The Federal Reserve more than doubled its key rate to 1.75% last month, with further increases expected before the end of July. With mortgage rates rising correspondingly, Big Island real estate agents say fewer people are looking to buy homes here.

“For every percentage point interest rates go up, we lose 10-15% of our buyers,” said Gretchen Osgood, principal broker at Hawaiian Isle Real Estate in Kailua-Kona. Osgood added that the amount of supply remains steady, but the amount of demand has dropped.

Consequently, Osgood said, properties are spending a longer time on the market than they have for years, with some properties staying unsold for 90 days or more — not a long stretch by any means, she said, but statistically significant given the pace of the pandemic market.

According to multiple listing service data, there have been about 1,494 single-family homes sold on the island this year to-date, a drop of 140 from the 1,634 sold last year to-date. However, the median sales price remains higher to-date than last year: roughly $515,000 this year, which is 9% higher than 2021.

Median prices are still higher in every Big Island district this year compared to last, save one: The median price in Ka‘u dropped by a little over 1% to $274,000, although that district only had 19 sales this year.

Only Puna has had an increase in home sales this year so far: 628 single-family homes have been sold in the district this year, which is 130 more than in the first half of 2021.

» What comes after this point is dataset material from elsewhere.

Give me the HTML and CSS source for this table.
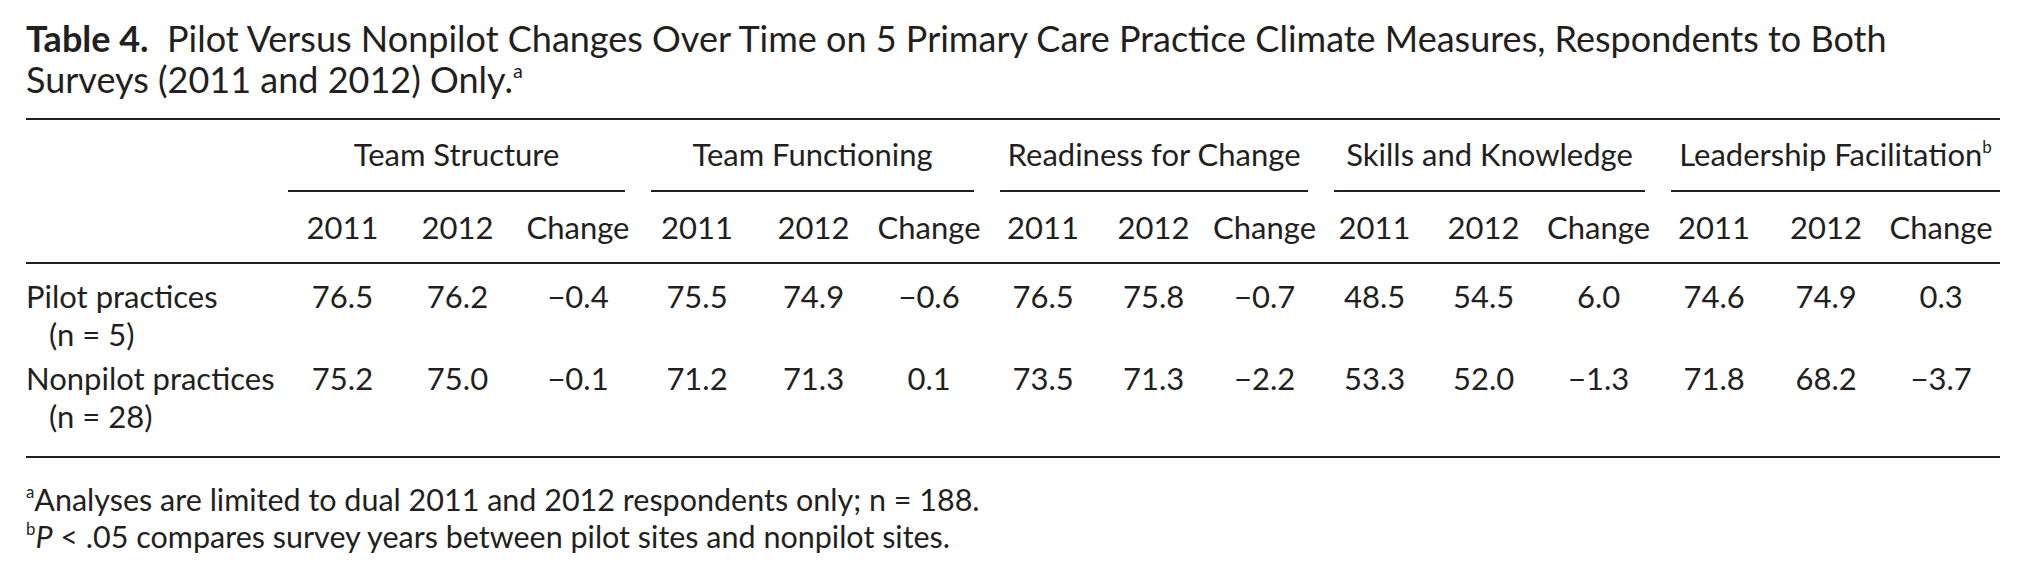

Jessica Gauthier, principal broker for Salt Water Real Estate in Hilo, said the rising interest rates have cut out the lowest end of the local buyer’s market, adding that it’s “hard to find anything under $400,000 anymore” and that fewer buyers are purchasing homes sight-unseen.

With the market cooling, Osgood predicted that sellers will begin cutting their asking prices by a few percentage points, but added that most prices on the island already are wildly inflated, so the reduction will be more of a return to reasonable prices to start with.

After that happens, Gauthier guessed that prices should stay “relatively stable” for the remainder of the year.

She added that in about a year, many of the people who bought homes in Hawaii to take advantage of work-from-home policies during the pandemic will sell their homes and move away.

But both Gauthier and Osgood said a recession is very likely in our future.

“I don’t know how we could avoid a recession at this point,” Osgood said. “The financial machinery is already turning.”

But they also both assumed that the recession will not approach the devastation of the 2008-2009 market crash, “because there was more real money in this boom,” Gauthier said.

However, the recession could have other effects, Gauthier said.

“I think we’ll see a lot of newer Realtors who started during the pandemic going back to other professions,” Gauthier said.